Renewals, in particular, are an essential aspect of SaaS business success. Securing renewals is a testament to the company's ability to deliver value and meet customer needs consistently. As Luke pointed out, obtaining a multi-year contract is a significant achievement that validates the company's approach and indicates they are on the right track: "If we do get a customer that has come through the whole process of a POC, maybe they try something out for a year first and then they go for a multi-year contract. It's an enormous indicator, I guess, that actually we're doing the right things”.
In the ever-evolving landscape of the SaaS industry, buyers have become more informed and discerning. They expect continuous value and innovative solutions. Luke highlighted the importance of adapting to these changing buyer behaviours, staying attuned to customer needs, and proactively identifying opportunities for upselling and cross-selling during the initial contract period. By focusing on renewals and expansion opportunities, companies can build long-term customer loyalty and drive sustained growth.
The advantages of collaboration between sales and marketing
A significant portion of an AE's day is dedicated to outreach and prospecting activities, which as we know involves sending cold emails, making cold calls, and reaching out to potential customers on platforms like LinkedIn. However, with the changing dynamics of the market, it becomes crucial for AEs to prioritise their activities and focus on prospects who are more likely to convert into customers. By identifying and targeting the right individuals with intent to buy, AEs can optimise their efforts and increase their chances of success. This is where collaboration between sales and marketing teams is critical.
When sales and marketing teams work together cohesively, it leads to several benefits and enhances overall business performance. Here are key reasons why sales and marketing teams should be aligned:
- Unified messaging: alignment ensures consistent communication and branding, creating a cohesive customer experience and reinforcing the value proposition.
- Improved lead generation and qualification: aligned teams can define target customer profiles and develop effective strategies, resulting in higher quality leads and improved conversion rates.
- Enhanced customer understanding: sharing insights between sales and marketing leads to a deeper understanding of customer needs, enabling tailored messages that resonate with the target audience.
- Streamlined sales process: alignment facilitates the creation of a well-defined and efficient sales process, providing sales reps with the necessary tools and resources to engage and convert leads effectively.
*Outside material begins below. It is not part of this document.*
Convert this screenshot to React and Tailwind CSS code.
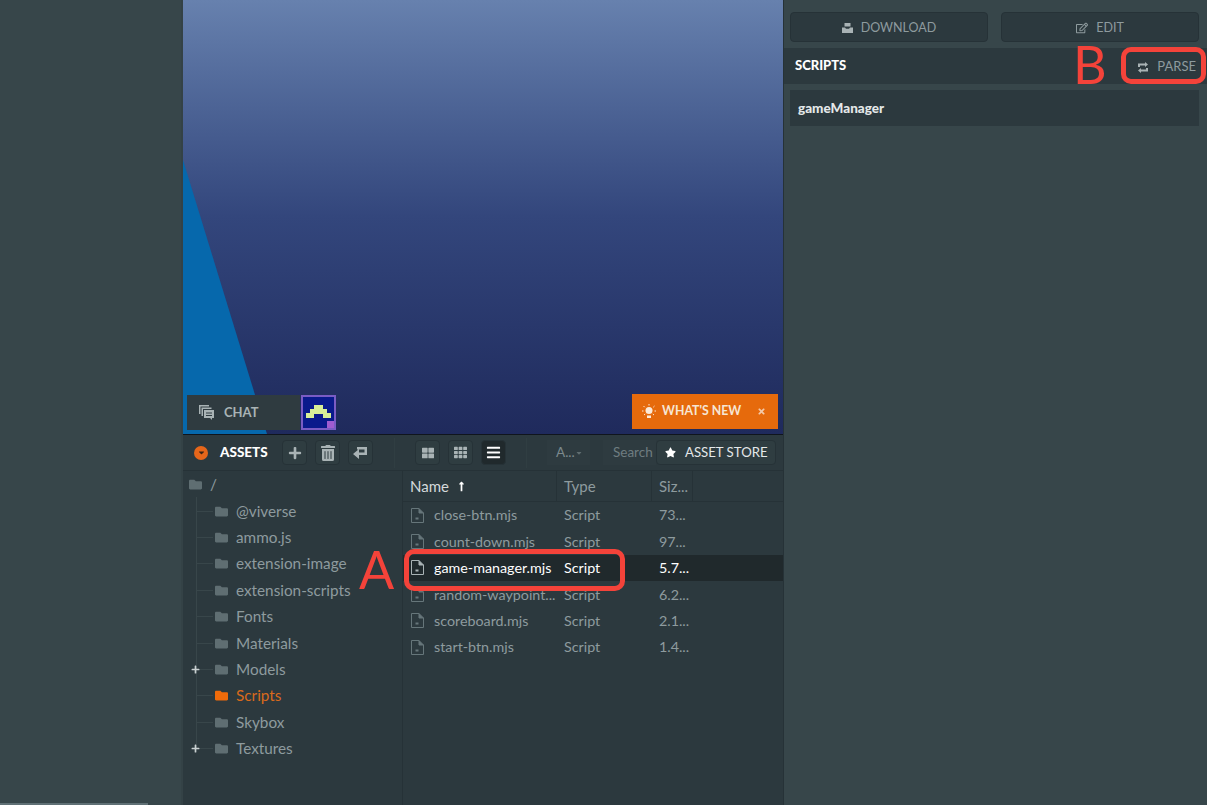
import React from 'react';
import { FaPlus, FaTrashAlt, FaRegEdit, FaStar, FaTimes, FaFolder, FaBars, FaTh, FaThLarge, FaLongArrowAltUp, FaCaretDown } from 'react-icons/fa';

const folders = [
  { name: '@viverse' },
  { name: 'ammo.js' },
  { name: 'extension-image' },
  { name: 'extension-scripts' },
  { name: 'Fonts' },
  { name: 'Materials' },
  { name: 'Models', plus: true },
  { name: 'Scripts', active: true },
  { name: 'Skybox' },
  { name: 'Textures', plus: true },
];

const files = [
  { name: 'close-btn.mjs', size: '73...' },
  { name: 'count-down.mjs', size: '97...' },
  { name: 'game-manager.mjs', size: '5.7...', selected: true },
  { name: 'random-waypoint...', size: '6.2...' },
  { name: 'scoreboard.mjs', size: '2.1...' },
  { name: 'start-btn.mjs', size: '1.4...' },
];

const FileIcon = ({ color }) => (
  <svg width="15" height="17" viewBox="0 0 15 17" fill="none" stroke={color} strokeWidth="1" className="shrink-0">
    <path d="M1.5 1.5h7.5l4.5 4.5v9.500h-12z" />
    <path d="M9 1.5v4.5h4.5" fill={color} />
    <path d="M5.5 12.5h3v-2h-3z" fill={color} stroke="none" />
  </svg>
);

const ChatIcon = () => (
  <svg width="15" height="15" viewBox="0 0 15 15" fill="#a9b3b5" className="shrink-0">
    <path d="M0 0h10v1.5H1.5V9H0z" />
    <path d="M2.5 2.5h10v1.5H4V11H2.5z" />
    <path d="M5 5h10v8h-2v2l-2-2H5zM7 7.5v1h6v-1zM7 10v1h6v-1z" fillRule="evenodd" />
  </svg>
);

const ReturnIcon = () => (
  <svg width="15" height="14" viewBox="0 0 15 14" fill="#a9b3b5">
    <path d="M4 1h10v8H6v4L0 8l6-5v3.500h5.500V3.500H4z" />
  </svg>
);

const DownloadIcon = () => (
  <svg width="11" height="10" viewBox="0 0 11 10" fill="#a9b3b5" className="shrink-0">
    <path d="M2.500 0h6v3.500h-6zM0 4.500h3l1 1.200h3l1-1.200h3V10H0z" />
  </svg>
);

const ParseIcon = () => (
  <svg width="12" height="11" viewBox="0 0 12 11" fill="#a9b3b5" className="shrink-0">
    <path d="M1 1.500h7V0l3 2.500L8 5V3.500H3V5H1z" />
    <path d="M11 9.500H4V11L1 8.500 4 6v1.500h5V6h2z" />
  </svg>
);

const BulbIcon = () => (
  <svg width="14" height="15" viewBox="0 0 14 15" fill="#fbead9" stroke="#fbead9" className="shrink-0">
    <circle cx="7" cy="6.500" r="3.500" stroke="none" />
    <path d="M5 11.500h4v2.500H5z" stroke="none" />
    <path d="M7 0v1.500M1.500 2l1.200 1.200M12.500 2l-1.200 1.200M0 7h1.500M12.500 7H14M2 11l1.200-1M12 11l-1.200-1" fill="none" strokeWidth="1" />
  </svg>
);

const ToolButton = ({ children, active }) => (
  <div className={`w-[25px] h-[25px] flex items-center justify-center border border-[#263237] rounded-sm ${active ? 'bg-[#20292c]' : 'bg-[#2f3d41]'}`}>
    {children}
  </div>
);

export default function App() {
  return (
    <div className="relative w-[1207px] h-[805px] overflow-hidden flex bg-[#37464a] [font-family:Lato,'Liberation_Sans',sans-serif]">
      {/* left empty column */}
      <div className="w-[183px] h-full flex flex-col justify-end bg-[#37464a] border-r-2 border-[#344246]">
        <div className="w-[148px] h-[2px] bg-[#5f7075]"></div>
      </div>

      {/* center */}
      <div className="w-[600px] h-full flex flex-col bg-[#2c393e]">
        <div className="relative h-[435px] shrink-0 flex items-end justify-between pl-1 pr-[5px] pb-[4px] bg-gradient-to-b from-[#6781ae] via-[#33467c] via-50% to-[#1f2a5c] border-b border-[#10151d]">
          <svg className="absolute left-0 bottom-0" width="84" height="274" viewBox="0 0 84 274">
            <path d="M0 0L84 274H0z" fill="#0668ac" />
          </svg>
          <div className="relative flex items-stretch h-[35px] gap-px">
            <div className="w-[113px] bg-[#2f3b40] flex items-center gap-[10px] pl-[12px] text-[13px] font-bold text-[#a9b3b5]">
              <ChatIcon />
              <span>CHAT</span>
            </div>
            <div className="relative w-[35px] bg-[#0a1a8c] border-2 border-[#7a5cc4]">
              <svg className="absolute left-[3px] top-[8px]" width="25" height="13" viewBox="0 0 25 13" fill="#d8ee98">
                <path d="M8 0h9v4h4v4h4v5h-8V9H8v4H0V8h4V4h4z" />
              </svg>
              <div className="absolute right-0 bottom-0 w-[7px] h-[7px] bg-[#a05cd0]"></div>
            </div>
          </div>
          <div className="relative w-[146px] h-[35px] mb-px bg-[#e66a0c] flex items-center pl-[10px] text-[#f6e6d4] text-[12.300px] font-bold">
            <BulbIcon />
            <span className="ml-[6px] whitespace-nowrap">WHAT'S NEW</span>
            <FaTimes className="w-[9px] h-[9px] ml-[16px] text-[#f3c9a8]" />
          </div>
        </div>

        {/* toolbar */}
        <div className="h-[36px] shrink-0 flex items-center border-b border-[#263237] pl-[11px] pr-[7px]">
          <div className="w-[14px] h-[14px] rounded-full bg-[#e6661a] flex items-center justify-center">
            <FaCaretDown className="w-[9px] h-[9px] text-[#3a2415]" />
          </div>
          <span className="ml-[12px] w-[48px] text-[13.500px] font-black text-white">ASSETS</span>
          <div className="ml-[14px] flex items-center gap-[8px]">
            <ToolButton><FaPlus className="w-[14px] h-[14px] text-[#a9b3b5]" /></ToolButton>
            <ToolButton><FaTrashAlt className="w-[14px] h-[16px] text-[#a9b3b5]" /></ToolButton>
            <ToolButton><ReturnIcon /></ToolButton>
          </div>
          <div className="ml-[21px] w-px h-[30px] bg-[#303e42]"></div>
          <div className="ml-[20px] flex items-center gap-[8px]">
            <ToolButton><FaThLarge className="w-[12px] h-[12px] text-[#a9b3b5]" /></ToolButton>
            <ToolButton><FaTh className="w-[13px] h-[13px] text-[#a9b3b5]" /></ToolButton>
            <ToolButton active><FaBars className="w-[15px] h-[15px] text-white" /></ToolButton>
          </div>
          <div className="ml-[20px] w-px h-[30px] bg-[#303e42]"></div>
          <div className="ml-[20px] w-[43px] h-[25px] flex items-center bg-[#2e3b40] pl-[9px] text-[13.500px] text-[#7c8a8d]">
            <span>A...</span>
            <FaCaretDown className="w-[8px] h-[8px] text-[#5f6d70]" />
          </div>
          <div className="ml-[13px] w-[53px] h-[25px] flex items-center bg-[#2e3b40] pl-[10px] text-[13.500px] text-[#6f7d80]">Search</div>
          <div className="h-[25px] w-[120px] flex items-center bg-[#2f3d41] border border-[#263237] rounded-sm pl-[8px] text-[13.200px] text-[#e4e8e9]">
            <FaStar className="w-[11px] h-[11px] text-white" />
            <span className="ml-[9px] whitespace-nowrap">ASSET STORE</span>
          </div>
        </div>

        {/* body */}
        <div className="flex-1 flex min-h-0">
          <div className="w-[220px] shrink-0 border-r border-[#263237] text-[15.300px] text-[#8e9b9e]">
            <div className="h-[26.400px] flex items-center pl-[6px]">
              <FaFolder className="w-[13px] h-[13px] text-[#5f6e72]" />
              <span className="ml-[8px]">/</span>
            </div>
            <div className="ml-[13px] border-l border-[#38464a] h-[251px] pt-[0.500px]">
              {folders.map((f) => (
                <div key={f.name} className="relative h-[26.400px] flex items-center">
                  {f.plus && <FaPlus className="absolute left-[-6px] w-[9px] h-[9px] text-[#c9d0d1]" />}
                  <div className="w-[16px] h-px bg-[#38464a]"></div>
                  <FaFolder className={`ml-[2px] w-[13px] h-[13px] ${f.active ? 'text-[#f06b0a]' : 'text-[#5f6e72]'}`} />
                  <span className={`ml-[8px] ${f.active ? 'text-[#d96a1c]' : ''}`}>{f.name}</span>
                </div>
              ))}
            </div>
          </div>

          <div className="flex-1 min-w-0">
            <div className="h-[31px] flex items-center border-b border-[#263237] text-[15px] text-[#8e9b9e]">
              <div className="w-[154px] h-full flex items-center pl-[7px] border-r border-[#263237] text-[#d5dadb]">
                <span>Name</span>
                <FaLongArrowAltUp className="ml-[7px] w-[11px] h-[11px] text-white" />
              </div>
              <div className="w-[95px] h-full flex items-center pl-[7px] border-r border-[#263237]">Type</div>
              <div className="w-[41px] h-full flex items-center pl-[7px] border-r border-[#263237]">Siz...</div>
            </div>
            {files.map((f) => (
              <div key={f.name} className={`h-[26.400px] flex items-center text-[14.300px] ${f.selected ? 'bg-[#20292c] text-white' : 'text-[#8e9b9e]'}`}>
                <div className="w-[154px] flex items-center pl-[7px] whitespace-nowrap">
                  <FileIcon color={f.selected ? '#a9b3b5' : '#66767a'} />
                  <span className="ml-[9px]">{f.name}</span>
                </div>
                <div className="w-[95px] pl-[7px]">Script</div>
                <div className="pl-[7px]">{f.size}</div>
              </div>
            ))}
          </div>
        </div>
      </div>

      {/* right panel */}
      <div className="flex-1 flex flex-col bg-[#37464a] border-l border-[#263237]">
        <div className="flex gap-[13px] px-[6px] pt-[12px]">
          <div className="w-[198px] h-[30px] pt-[2px] flex items-center justify-center gap-[8px] bg-[#2c393e] border border-[#263237] rounded-sm text-[12.500px] text-[#8e9b9e]">
            <DownloadIcon />
            <span>DOWNLOAD</span>
          </div>
          <div className="w-[198px] h-[30px] pt-[2px] flex items-center justify-center gap-[8px] bg-[#2c393e] border border-[#263237] rounded-sm text-[12.500px] text-[#8e9b9e]">
            <FaRegEdit className="w-[12px] h-[12px]" />
            <span>EDIT</span>
          </div>
        </div>
        <div className="mt-[6px] h-[36px] flex items-center justify-between bg-[#2c393e] pl-[11px] pr-[11px]">
          <span className="text-[13px] font-black text-white">SCRIPTS</span>
          <div className="pt-[2px] flex items-center gap-[8px] text-[13px] text-[#8e9b9e]">
            <ParseIcon />
            <span>PARSE</span>
          </div>
        </div>
        <div className="ml-[6px] mr-[8px] mt-[6px] h-[36px] flex items-center bg-[#2c393e] pl-[8px] text-[13.500px] font-black text-[#e4e8e9]">
          gameManager
        </div>
      </div>

      {/* red annotations */}
      <div className="absolute left-[404px] top-[549px] w-[221px] h-[42px] border-[5px] border-[#f4433a] rounded-[10px]"></div>
      <div className="absolute left-[1121px] top-[47px] w-[85px] h-[37px] border-[5px] border-[#f4433a] rounded-[10px]"></div>
      <span className="absolute left-[359px] top-[539px] text-[52px] leading-[60px] text-[#f4433a]">A</span>
      <span className="absolute left-[1073px] top-[34px] text-[52px] leading-[60px] text-[#f4433a]">B</span>
    </div>
  );
}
- Increased revenue and growth: sales and marketing alignment maximises lead conversion rates, improves customer retention, and drives revenue generation, leading to business growth and success.
Luke underscored the importance of building a strong and open relationship between sales and marketing teams. Both teams have unique insights and expertise that can be shared to optimise strategies and achieve common goals. Understanding and respecting the roles and contributions of each team is paramount in creating a collaborative environment where sales and marketing can work hand in hand towards success.
"I actually think it would be interesting to see over the next kind of twelve months, my time is almost better spent on helping marketing, create more demand in the market and targeting the right people who are ultimately in a buying position or have some intent to buy."
Transitioning from sales in big companies to the world of start-ups
Transitioning from sales in big companies to the world of start-ups can be an exciting and challenging endeavour. It requires embracing an entrepreneurial mindset and adapting to a dynamic and fast-paced environment. In a start-up, flexibility and versatility are essential as you may be required to take on multiple roles beyond traditional sales responsibilities. Being open to learning new skills and contributing to diverse areas such as marketing, customer success, or product development will greatly benefit your transition.
That being said, it is important to be prepared for uncertainty when transitioning to a start-up. Start-ups can be inherently unpredictable and subject to rapid changes. The effort required to bring in prospects and build a pipeline is more pronounced, as resources and brand recognition may be limited. However, the sense of reward and fulfilment in a start-up is often greater compared to larger companies where progress can be slower and less tangible. The fast-paced nature of start-ups and the opportunity to witness direct impact fuels personal and professional growth.
Taking on a role in a start-up sets sales professionals apart from their counterparts who have solely worked in big companies. It cultivates a more rounded skill set, as individuals are exposed to various aspects of the business and wear multiple hats. The challenges faced and conquered in a start-up environment serve as a testament to one's adaptability, tenacity, and ability to thrive in diverse settings.
Working for a start-up can also enhance your CV by highlighting your entrepreneurial spirit, versatility, broad skill set, ability to work with limited resources, and resilience. This resilience is a highly valuable trait for sales professionals, and it plays a crucial role in their success. It’s the ability to bounce back from these setbacks and maintain a positive mindset that sets resilient salespeople apart. These qualities and experiences make you an attractive candidate to potential employers who value innovation, adaptability, and a proactive mindset.
- The concept of full lifecycle sales in start-ups encompasses all aspects of the sales process, aiming to provide a seamless customer experience from prospecting to account management.
- Balancing automation and personalisation in sales outreach is crucial to avoid irritating potential customers, preserve brand reputation, and foster meaningful connections.
- Collaboration between sales and marketing teams leads to unified messaging, improved lead generation and qualification, enhanced customer understanding, streamlined sales processes, and increased revenue and growth.
- Working in a start-up environment offers unique advantages, including more visibility and a direct impact on the company's growth. It cultivates a versatile skill set and demonstrates adaptability.
- Resilience is a crucial trait for sales professionals, enabling them to handle rejection, navigate challenges, and maintain a positive mindset.